In my ongoing family history research it's not unusual to hit walls where the data banks out there have nothing to offer up. I've found that going to the history books and getting insight into what's going on during a specific period can often yield a way around those stumbling blocks. This books covers the colonization of America by four separate cultural groups from the British Isles, and how those distinctly individual groups shaped the regional cultures we have even today. The four groups are:
- East Anglia to Massachusetts: The Exodus of the English Puritans, 1629-1641
- The South of England to Virginia: Distressed Cavaliers and Indentured Servants, 1642-1675
- North Midlands to The Delaware: The Friends' Migration, 1675-1725
- Borderlands to the Backcountry: The Flight From North Britain, 1717-1775
Fischer says in his foreword that only about 20% of Americans can trace their ancestry back to any of these groups, but that their early influence set the tone for how this country has developed, and while later groups of immigrants do affect the culture in those areas, they are also subject to a certain amount of assimilation from the culture already present.
Someone asked me once, while we were vacationing in Wales, whether the United States actually has a culture of it's own, other than the omnipresent consumerism. I wish I'd had this book then, because while I knew that America does indeed have several regional mini-cultures, not all of which are British-based, it's hard to articulate that, especially to someone whose country would fit into the state of Texas. We are the size of several countries, and our culture reflects both that size as well as the mixing pot of ethnicities we come from.
But back to the book. I had to have this book, because three of the groups discussed in it are in my family tree, and I'm still trying to figure out where and when those ancestors got here, as well as tracking their migration in the early days of westward expansion.
Example: I'm am at odds with some of my fellow researchers of the Toy family, as to the name origin, and the time frame of it's point of entry into America. Based on a very flawed and limited resource genealogy done in the 1950s, most researchers of the Toy family think the name was tagged onto a Swedish patronymic tradition when the English Quakers showed up in the 1680s to colonize what is now New Jersey and Pennsylvania.

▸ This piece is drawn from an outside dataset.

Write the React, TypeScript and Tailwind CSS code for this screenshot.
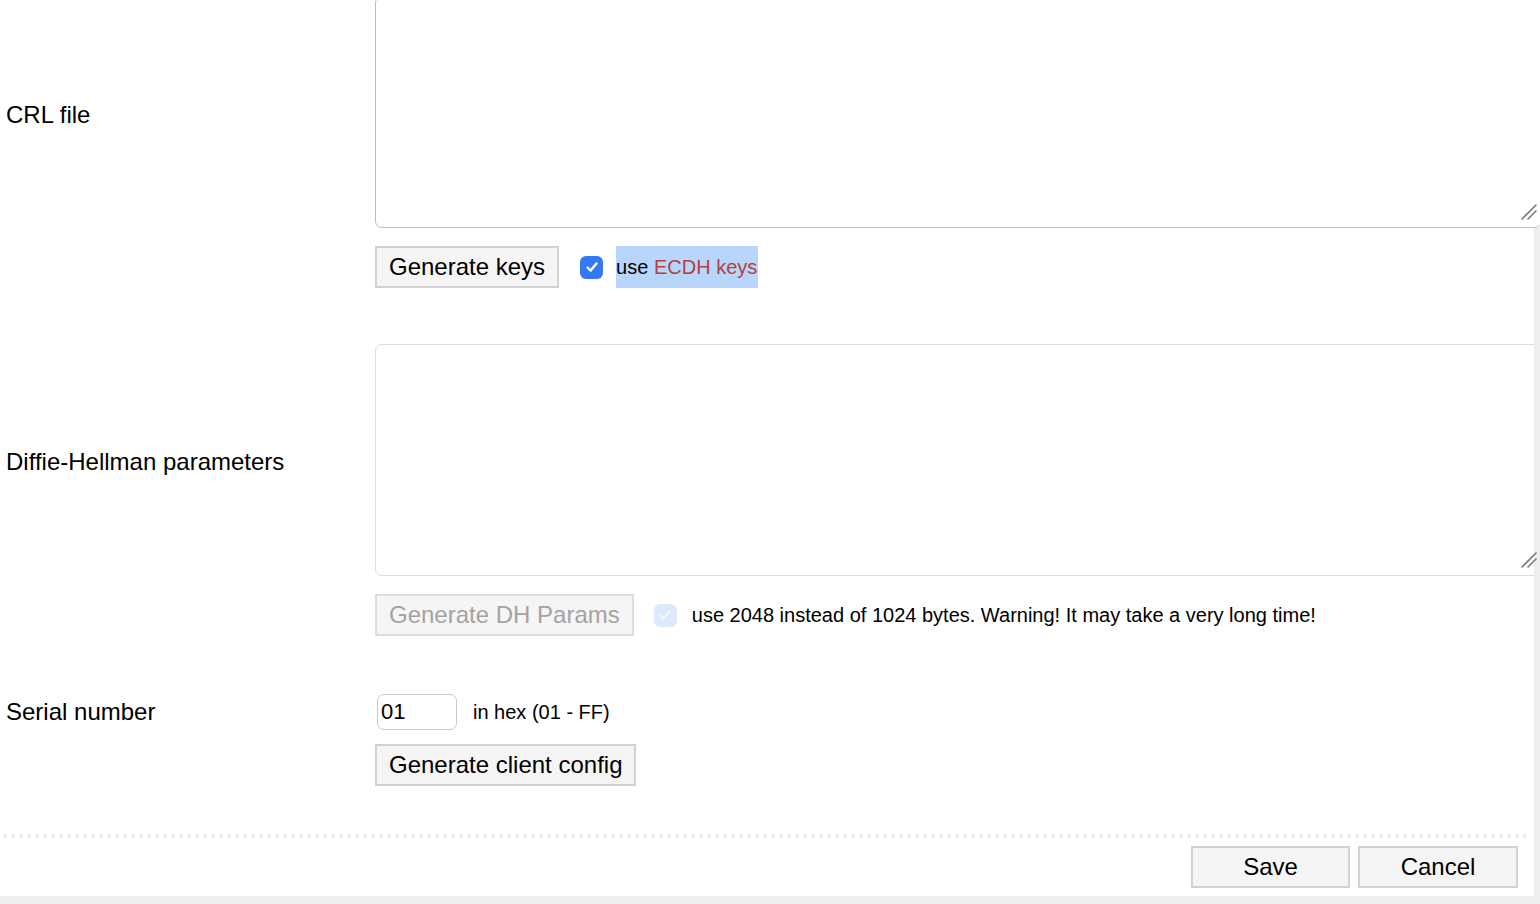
import React from "react";

function Check({ disabled }: { disabled?: boolean }) {
  return (
    <div
      className={
        "w-[23px] h-[23px] rounded-[6px] flex items-center justify-center shrink-0 " +
        (disabled ? "bg-[#dce8fb]" : "bg-[#3478f6]")
      }
    >
      <svg width="16" height="16" viewBox="0 0 16 16">
        <path
          d="M3.5 8.5 L6.6 11.6 L12.5 4.5"
          fill="none"
          stroke={disabled ? "#f3f7fe" : "#ffffff"}
          strokeWidth="2.4"
          strokeLinecap="round"
          strokeLinejoin="round"
        />
      </svg>
    </div>
  );
}

function Btn({ children, disabled, className }: { children: React.ReactNode; disabled?: boolean; className?: string }) {
  return (
    <button
      className={
        "h-[42px] px-[12px] border-2 bg-[#f5f5f5] text-[24px] leading-none whitespace-nowrap " +
        (disabled ? "border-[#dcdcdc] text-[#a3a3a3]" : "border-[#d2d2d2] text-black") +
        " " +
        (className || "")
      }
    >
      {children}
    </button>
  );
}

function Handle() {
  return (
    <svg
      width="17"
      height="16"
      viewBox="0 0 17 16"
      className="absolute left-[1146px] bottom-[8px] z-20 pointer-events-none"
    >
      <path d="M1 15 L15 1" stroke="#7a7a7a" strokeWidth="1.6" strokeLinecap="round" />
      <path d="M7 15 L15 7" stroke="#7a7a7a" strokeWidth="1.6" strokeLinecap="round" />
    </svg>
  );
}

export default function App() {
  return (
    <div
      className="relative h-[904px] w-[1540px] overflow-hidden bg-[#eeeeee] text-black"
      style={{ fontFamily: '"Liberation Sans", Arial, sans-serif' }}
    >
      <div className="h-[896px] w-[1540px] bg-white flex flex-col">
        {/* CRL file */}
        <div className="flex mt-[-4px]">
          <div className="w-[375px] h-[232px] pl-[6px] pt-[6px] flex items-center text-[24px] shrink-0">CRL file</div>
          <div className="relative shrink-0">
            <textarea className="block w-[1167px] h-[232px] resize-none border border-[#bdbdbd] rounded-[7px] bg-white outline-none" />
            <Handle />
          </div>
        </div>
        <div className="ml-[375px] mt-[18px] flex items-center h-[42px]">
          <Btn>Generate keys</Btn>
          <div className="ml-[21px]">
            <Check />
          </div>
          <span className="ml-[13px] h-[42px] flex items-center bg-[#b8d6fb] text-[20px] pr-[1px]">
            use&nbsp;<span className="text-[#b0413e]">ECDH keys</span>
          </span>
        </div>

        {/* Diffie-Hellman */}
        <div className="flex mt-[56px]">
          <div className="w-[375px] h-[232px] pl-[6px] pt-[4px] flex items-center text-[24px] shrink-0">
            Diffie-Hellman parameters
          </div>
          <div className="relative shrink-0">
            <textarea className="block w-[1167px] h-[232px] resize-none border border-[#dcdcdc] rounded-[7px] bg-white outline-none" />
            <Handle />
          </div>
        </div>
        <div className="ml-[375px] mt-[18px] flex items-center h-[42px]">
          <Btn disabled>Generate DH Params</Btn>
          <div className="ml-[20px]">
            <Check disabled />
          </div>
          <span className="ml-[15px] text-[20px]">
            use 2048 instead of 1024 bytes. Warning! It may take a very long time!
          </span>
        </div>

        {/* Serial number */}
        <div className="flex items-center mt-[58px] h-[36px]">
          <div className="w-[375px] pl-[6px] text-[24px] shrink-0">Serial number</div>
          <input
            defaultValue="01"
            className="ml-[2px] w-[80px] h-[36px] border border-[#c8c8c8] rounded-[7px] px-[3px] text-[22px] outline-none"
            style={{ fontFamily: '"Liberation Sans", Arial, sans-serif' }}
          />
          <span className="ml-[16px] text-[20px]">in hex (01 - FF)</span>
        </div>
        <div className="ml-[375px] mt-[14px]">
          <Btn>Generate client config</Btn>
        </div>

        {/* dotted separator */}
        <div className="mt-[48px] ml-[3px] w-[1523px] h-[4px] bg-[linear-gradient(to_right,#eeeeee_50%,transparent_50%)] bg-[length:8px_4px] bg-repeat-x" />

        <div className="mt-[8px] flex justify-end pr-[22px] gap-[8px]">
          <Btn className="w-[159px]">Save</Btn>
          <Btn className="w-[160px]">Cancel</Btn>
        </div>
      </div>
      <div className="absolute right-0 top-[228px] bottom-0 w-[6px] bg-[#eeeeee] z-10" />
    </div>
  );
}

Looking a little further south towards Virginia and Jamestown, I found evidence of the name Toy there as early as 1642, and that group had ties to families of the same name in Bristol, England and Carmarthen, Wales, but they didn't stay in the Virginia colony for long; there are records of women with that last name marrying into other families, but very few men. Where did they go, and why did they leave that area? "Albion's Seed" actually answers that question - the elitist hierarchy that governed that area made it impossible for anyone of common rank to move up socially. Even if they had a large and successful plantation, they would have been shunned by the families of "Old Virginia", who were descended from the younger sons of English nobles, and maintained a feudal caste system in that area, keeping the poor uneducated and indentured as much as possible, and providing opportunity only for those of a certain social rank.

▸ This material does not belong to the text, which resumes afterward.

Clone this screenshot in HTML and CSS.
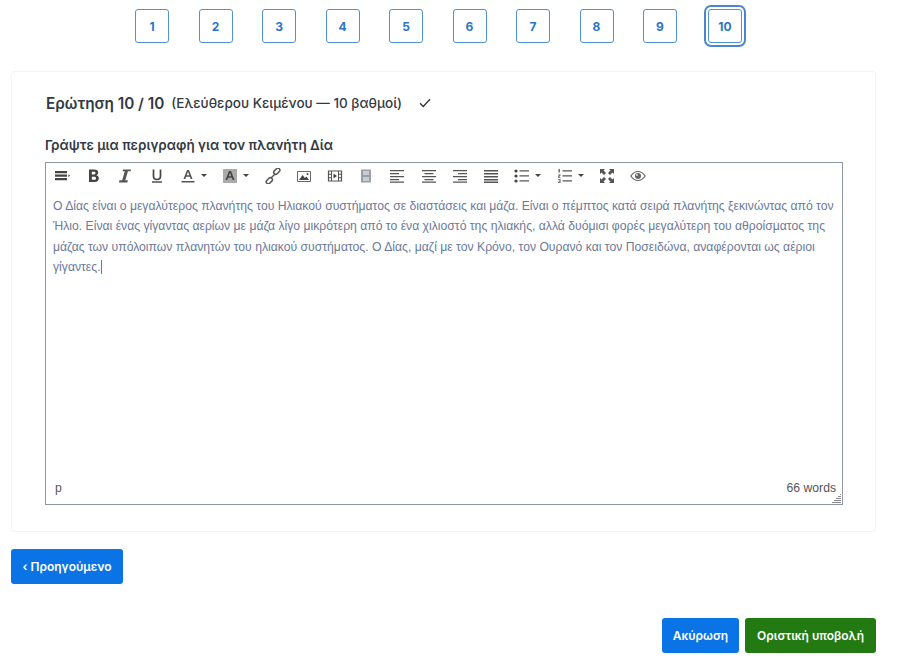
FILE: index.html
```html
<!DOCTYPE html>
<html>
  <head>
    <title>Εξέταση</title>
    <meta charset="utf8">
    <link rel="stylesheet" href="styles.css">
  </head>
  <body>
    <div class="page">
      <div class="pager">
        <button class="pageBtn">1</button>
        <button class="pageBtn">2</button>
        <button class="pageBtn">3</button>
        <button class="pageBtn">4</button>
        <button class="pageBtn">5</button>
        <button class="pageBtn">6</button>
        <button class="pageBtn">7</button>
        <button class="pageBtn">8</button>
        <button class="pageBtn">9</button>
        <button class="pageBtn current">10</button>
      </div>

      <div class="card">
        <div class="questionHead">
          <span class="questionNum">Ερώτηση 10 / 10</span>
          <span class="questionType">(Ελεύθερου Κειμένου — 10 βαθμοί)</span>
          <svg class="check" width="12" height="10" viewBox="0 0 12 10"><path d="M1 5.2 4.2 8.5 11 1.3" fill="none" stroke="#333" stroke-width="1.3"/></svg>
        </div>
        <div class="prompt">Γράψτε μια περιγραφή για τον πλανήτη Δία</div>

        <div class="editor">
          <div class="toolbar">
            <span class="tool"><svg width="16" height="16" viewBox="0 0 16 16"><path d="M0 3h12v2.300H0zM0 6.500h12v2.300H0zM0 10h12v2.300H0zM13.500 6.300l1.700 1.400-1.700 1.400z" fill="#444"/></svg></span>
            <span class="tool"><svg width="16" height="16" viewBox="0 0 16 16"><path d="M3 1.500h5.500c2.400 0 3.700 1.200 3.700 3.100 0 1.300-.7 2.200-1.800 2.700 1.500.4 2.400 1.500 2.400 3 0 2.200-1.500 3.700-4.200 3.700H3zM5.800 3.800v2.700h2.200c1 0 1.500-.5 1.500-1.400s-.5-1.300-1.500-1.300zM5.800 8.700v3.100h2.600c1 0 1.600-.6 1.600-1.600s-.6-1.500-1.600-1.500z" fill="#444" fill-rule="evenodd"/></svg></span>
            <span class="tool"><svg width="16" height="16" viewBox="0 0 16 16"><path d="M6 1.500h8l-.4 1.800h-2.700L8.300 12.200h2.500l-.4 2.300H2l.4-2.300h2.800L7.800 3.300H5.600z" fill="#555"/></svg></span>
            <span class="tool"><svg width="16" height="16" viewBox="0 0 16 16"><path d="M4.500 1.500V8c0 2.300 1.300 3.500 3.500 3.500s3.500-1.200 3.500-3.500V1.500" fill="none" stroke="#444" stroke-width="1.700"/><path d="M3 13.300h10v1.400H3z" fill="#444"/></svg></span>
            <span class="tool drop"><svg width="16" height="16" viewBox="0 0 16 16"><path d="M3.500 11 7 2h2l3.500 9h-1.800l-.8-2.200H6.100L5.300 11zM6.700 7.200h2.600L8 3.800z" fill="#555" fill-rule="evenodd"/><path d="M1.500 13h13v1.500h-13z" fill="#555"/></svg><i class="caret"></i></span>
            <span class="tool drop"><svg width="16" height="16" viewBox="0 0 16 16"><path d="M1 1h14v14H1z" fill="#aaa"/><path d="M3.500 12 7 3h2l3.500 9h-1.800l-.8-2.200H6.100L5.300 12zM6.700 8.200h2.600L8 4.800z" fill="#444" fill-rule="evenodd"/></svg><i class="caret"></i></span>
            <span class="tool"><svg width="16" height="16" viewBox="0 0 16 16"><g fill="none" stroke="#555" stroke-width="1.500"><rect x="8.300" y="1.200" width="7" height="4" rx="2" transform="rotate(-45 11.800 3.200)"/><rect x=".8" y="10.800" width="7" height="4" rx="2" transform="rotate(-45 4.300 12.800)"/><path d="M6 10l4-4"/></g></svg></span>
            <span class="tool"><svg width="16" height="16" viewBox="0 0 16 16"><path d="M1.500 3.500h13v10h-13z" fill="none" stroke="#666"/><path d="M3 12l3.500-5 2.500 3 1.500-1.500L13 12z" fill="#444"/><circle cx="11.500" cy="6" r="1.100" fill="#555"/></svg></span>
            <span class="tool"><svg width="16" height="16" viewBox="0 0 16 16"><path d="M1.500 3h13v10h-13z" fill="none" stroke="#555" stroke-width="1.200"/><path d="M4.500 3v10M11.500 3v10M1 6.300h3.500M1 9.700h3.500M11.500 6.300H15M11.500 9.700H15" stroke="#555"/><path d="M6.500 5.500 10 8l-3.500 2.500z" fill="#444"/></svg></span>
            <span class="tool"><svg width="16" height="16" viewBox="0 0 16 16"><path d="M3 1.500h10v13H3z" fill="#9aa0a6"/><path d="M5 3h6v4H5zM5 9h6v4H5z" fill="#c9cdd2"/></svg></span>
            <span class="tool"><svg width="16" height="16" viewBox="0 0 16 16"><path d="M1 2h14v1.300H1zM1 5h9v1.300H1zM1 8h14v1.300H1zM1 11h9v1.300H1zM1 13.500h14v1.300H1z" fill="#555"/></svg></span>
            <span class="tool"><svg width="16" height="16" viewBox="0 0 16 16"><path d="M1 2h14v1.300H1zM3.500 5h9v1.300h-9zM1 8h14v1.300H1zM3.500 11h9v1.300h-9zM1 13.500h14v1.300H1z" fill="#555"/></svg></span>
            <span class="tool"><svg width="16" height="16" viewBox="0 0 16 16"><path d="M1 2h14v1.300H1zM6 5h9v1.300H6zM1 8h14v1.300H1zM6 11h9v1.300H6zM1 13.500h14v1.300H1z" fill="#555"/></svg></span>
            <span class="tool"><svg width="16" height="16" viewBox="0 0 16 16"><path d="M1 2h14v1.500H1zM1 5h14v1.500H1zM1 8h14v1.500H1zM1 11h14v1.500H1zM1 13.500h14V15H1z" fill="#555"/></svg></span>
            <span class="tool drop"><svg width="16" height="16" viewBox="0 0 16 16"><circle cx="2" cy="3" r="1.600" fill="#444"/><circle cx="2" cy="8" r="1.600" fill="#444"/><circle cx="2" cy="13" r="1.600" fill="#444"/><path d="M5.500 2.300H15v1.300H5.500zM5.500 7.300H15v1.300H5.500zM5.500 12.300H15v1.300H5.500z" fill="#555"/></svg><i class="caret"></i></span>
            <span class="tool drop"><svg width="16" height="16" viewBox="0 0 16 16"><path d="M1.500 1h1.300v3.600H1.500zM1 6.500h2.500v1L2 9h1.500v.8H1v-1l1.500-1.500H1zM1 11h2.500v4H1v-.8h1.700v-.8H1.500v-.7h1.200v-.9H1z" fill="#555"/><path d="M5.500 2.300H15v1.300H5.500zM5.500 7.300H15v1.300H5.500zM5.500 12.300H15v1.300H5.500z" fill="#555"/></svg><i class="caret"></i></span>
            <span class="tool"><svg width="16" height="16" viewBox="0 0 16 16"><path d="M1 1h5L4.500 2.500 7 5 5 7 2.500 4.500 1 6zM15 1v5l-1.500-1.500L11 7 9 5l2.500-2.500L10 1zM1 15v-5l1.500 1.500L5 9l2 2-2.500 2.500L6 15zM15 15h-5l1.500-1.500L9 11l2-2 2.500 2.500L15 10z" fill="#555"/></svg></span>
            <span class="tool"><svg width="16" height="16" viewBox="0 0 16 16"><path d="M.8 8C3 4.800 5.300 3.500 8 3.500s5 1.300 7.200 4.500c-2.200 3.200-4.500 4.500-7.200 4.500S3 11.200.8 8z" fill="none" stroke="#666" stroke-width="1.200"/><circle cx="8" cy="8" r="3" fill="#666"/><circle cx="7" cy="7" r="1" fill="#ddd"/></svg></span>
          </div>
          <div class="editArea">
            Ο Δίας είναι ο μεγαλύτερος πλανήτης του Ηλιακού συστήματος σε διαστάσεις και μάζα. Είναι ο πέμπτος κατά σειρά πλανήτης ξεκινώντας από τον Ήλιο. Είναι ένας γίγαντας αερίων με μάζα λίγο μικρότερη από το ένα χιλιοστό της ηλιακής, αλλά δυόμισι φορές μεγαλύτερη του αθροίσματος της μάζας των υπόλοιπων πλανητών του ηλιακού συστήματος. Ο Δίας, μαζί με τον Κρόνο, τον Ουρανό και τον Ποσειδώνα, αναφέρονται ως αέριοι γίγαντες.<span class="cursor"></span>
          </div>
          <div class="statusBar">
            <span>p</span>
            <span>66 words</span>
          </div>
          <svg class="grip" width="10" height="10" viewBox="0 0 10 10"><path d="M9 1.500h1M7 3.500h3M5 5.500h5M3 7.500h7M1 9.500h9" stroke="#888" stroke-width="1"/></svg>
        </div>
      </div>

      <div class="prevRow">
        <button class="btn blue">‹ Προηγούμενο</button>
      </div>

      <div class="actions">
        <button class="btn blue cancel">Ακύρωση</button>
        <button class="btn green">Οριστική υποβολή</button>
      </div>
    </div>
  </body>
</html>
```

FILE: styles.css
```css
* {
  box-sizing: border-box;
}

body {
  margin: 0;
  background: #fff;
  font-family: 'Inter', 'Noto Sans', sans-serif;
}

.page {
  width: 865px;
  margin-left: 11px;
}

button {
  font-family: inherit;
}

.pager {
  display: flex;
  justify-content: center;
  gap: 29.5px;
  padding: 9px 10px 0 0;
  height: 71px;
}

.pageBtn {
  width: 34px;
  height: 34px;
  padding: 0;
  background: #fff;
  border: 1px solid #4f93cf;
  border-radius: 3px;
  color: #2b75c4;
  font-size: 12px;
  font-weight: 700;
}

.current {
  margin-left: 1.5px;
  box-shadow: 0 0 0 2px #fff, 0 0 0 4px #4a86d0;
}

.card {
  height: 461px;
  padding: 20px 32px 0 33px;
  border: 1px solid #f3f4f6;
  border-radius: 4px;
}

.questionHead {
  display: flex;
  align-items: center;
  height: 22px;
  color: #333a44;
}

.questionNum {
  margin-left: 1px;
  font-size: 15.3px;
  font-weight: 600;
}

.questionType {
  margin-left: 7px;
  font-size: 13.5px;
  font-weight: 500;
}

.check {
  margin-left: 17px;
}

.prompt {
  margin-top: 23px;
  height: 17px;
  color: #333a44;
  font-size: 13.5px;
  font-weight: 600;
  line-height: 17px;
}

.editor {
  position: relative;
  width: 798px;
  height: 343px;
  margin-top: 8px;
  display: flex;
  flex-direction: column;
  border: 1px solid #8d96a3;
}

.toolbar {
  display: flex;
  align-items: center;
  height: 25px;
  padding-left: 1.4px;
}

.tool {
  display: flex;
  align-items: center;
  flex: none;
  width: 31.2px;
  padding-left: 7.6px;
}

.drop {
  width: 42.5px;
}

.caret {
  margin-left: 5px;
  border: 3px solid transparent;
  border-top: 3px solid #444;
  border-bottom: 0;
}

.editArea {
  flex: 1;
  padding: 7.5px 7px 0 7px;
  color: #6b7a99;
  font-family: 'Liberation Sans', Arial, sans-serif;
  font-size: 12.2px;
  line-height: 20.5px;
}

.cursor {
  display: inline-block;
  width: 1px;
  height: 14px;
  background: #777;
  vertical-align: -3px;
}

.statusBar {
  display: flex;
  justify-content: space-between;
  height: 27px;
  padding: 0 6px 0 9px;
  color: #555;
  font-family: 'Liberation Sans', Arial, sans-serif;
  font-size: 12.2px;
  line-height: 22px;
}

.grip {
  position: absolute;
  right: 1px;
  bottom: 1px;
}

.btn {
  height: 35px;
  padding: 0 12px;
  border: 0;
  border-radius: 3px;
  color: #fff;
  font-size: 12px;
  font-weight: 600;
}

.blue {
  padding: 0 11.5px;
  background: #0a74e6;
}

.cancel {
  padding: 0 11px;
}

.green {
  padding: 0 12px;
  background: #237a12;
}

.prevRow {
  margin-top: 17px;
}

.actions {
  display: flex;
  justify-content: flex-end;
  gap: 6px;
  margin-top: 34px;
}
```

Reading the part on the Virginia Cavaliers was lurid, and horrifying. It's not hard to see why anyone of common stock would want to get the hell out of Dodge. Obviously, my roots are not in that tradition, because I was nauseated and incensed by the accounts. An indentured female servant was often casually raped by her master, so that she would have to work a longer indenture to "make up" for the time she spent being pregnant, and that was after she was stripped and whipped publicly. Rape was considered on the level of petty theft in this society, and there wasn't much concern for the rights of anyone who wasn't of the elite.

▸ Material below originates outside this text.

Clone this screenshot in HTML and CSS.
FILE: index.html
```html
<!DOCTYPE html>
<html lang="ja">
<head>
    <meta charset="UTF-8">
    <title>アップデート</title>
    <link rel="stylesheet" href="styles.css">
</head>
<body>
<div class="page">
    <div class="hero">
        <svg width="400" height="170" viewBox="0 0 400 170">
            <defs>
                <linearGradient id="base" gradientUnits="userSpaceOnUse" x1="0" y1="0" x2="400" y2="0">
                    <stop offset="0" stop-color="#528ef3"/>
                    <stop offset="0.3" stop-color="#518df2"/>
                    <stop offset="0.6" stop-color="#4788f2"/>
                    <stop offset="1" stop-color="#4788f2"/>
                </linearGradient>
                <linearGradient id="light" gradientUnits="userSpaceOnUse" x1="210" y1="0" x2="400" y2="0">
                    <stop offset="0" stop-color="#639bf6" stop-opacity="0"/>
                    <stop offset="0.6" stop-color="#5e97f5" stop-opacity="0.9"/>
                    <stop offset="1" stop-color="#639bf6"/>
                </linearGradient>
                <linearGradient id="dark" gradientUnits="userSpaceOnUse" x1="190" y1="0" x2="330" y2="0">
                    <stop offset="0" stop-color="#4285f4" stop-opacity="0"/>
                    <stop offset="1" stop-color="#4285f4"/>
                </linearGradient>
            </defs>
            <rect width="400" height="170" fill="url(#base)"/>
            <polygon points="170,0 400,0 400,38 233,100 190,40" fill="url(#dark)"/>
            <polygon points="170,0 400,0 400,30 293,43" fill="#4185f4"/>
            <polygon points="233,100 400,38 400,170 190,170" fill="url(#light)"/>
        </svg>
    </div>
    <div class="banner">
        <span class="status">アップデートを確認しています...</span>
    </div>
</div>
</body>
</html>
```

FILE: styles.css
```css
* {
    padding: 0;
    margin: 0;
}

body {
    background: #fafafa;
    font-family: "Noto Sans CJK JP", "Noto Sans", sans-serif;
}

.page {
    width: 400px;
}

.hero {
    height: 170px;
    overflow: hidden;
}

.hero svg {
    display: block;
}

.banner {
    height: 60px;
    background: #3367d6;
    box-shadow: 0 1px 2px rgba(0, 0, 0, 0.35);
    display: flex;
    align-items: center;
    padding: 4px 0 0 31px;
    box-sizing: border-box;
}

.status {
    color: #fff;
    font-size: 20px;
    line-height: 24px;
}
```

Right now I'm reading about the Quakers, thank god, which is like a drink of fresh water after the misery of the Virginians. It's interesting to note that while a large number of Quakers show up in the Delaware Valley in the year 1682, there were already settlements of Quakers in that area. The Quakers were prosecuted far more violently in both England and America than the Puritans ever were, and droves of them came to the New World to find religious freedom. Unlike the Puritans, who had zero tolerance for anyone not of their faith, the Quakers actually encouraged religious pluralism, and lived peaceably alongside neighbors of different faiths. Their governing laws lay the groundwork for our system of government, and their work ethic, firmly in the middle between the Idle as a Status Symbol Virginians, and the Work Till Ye Drop of the Puritans, is the basis of the middle class work ethic our parents grew up in. Even their Midlands dialect is the foundation of a large part of our common speech in this country.
I haven't gotten to the Puritans (okay, I skipped them, because they really are kind of a drag - blah, blah, God's Will, blah, blah) yet, but the Scotch-Irish are next, and I'm sure they're going to be a rowdy bunch. They're the other big influence on the American Way - those stubbornly independent, frontier-loving, don't-put-much-stock-in-larnin, man-I-hate-crowds-and-the-government folks. Maybe it's just me, but I love the backwoodsmen. Think of Daniel Boone, Davy Crockett, Andrew Jackson, Abraham Lincoln; they are all either backwoodsmen or a product of the defiant spark of that culture.
And now that you've all gone to sleep, or drifted off to read something far more lively than me spouting off about history, I reckon it's time to call it a post.
And yes, there will be a pop-quiz later, just to see if you were paying attention.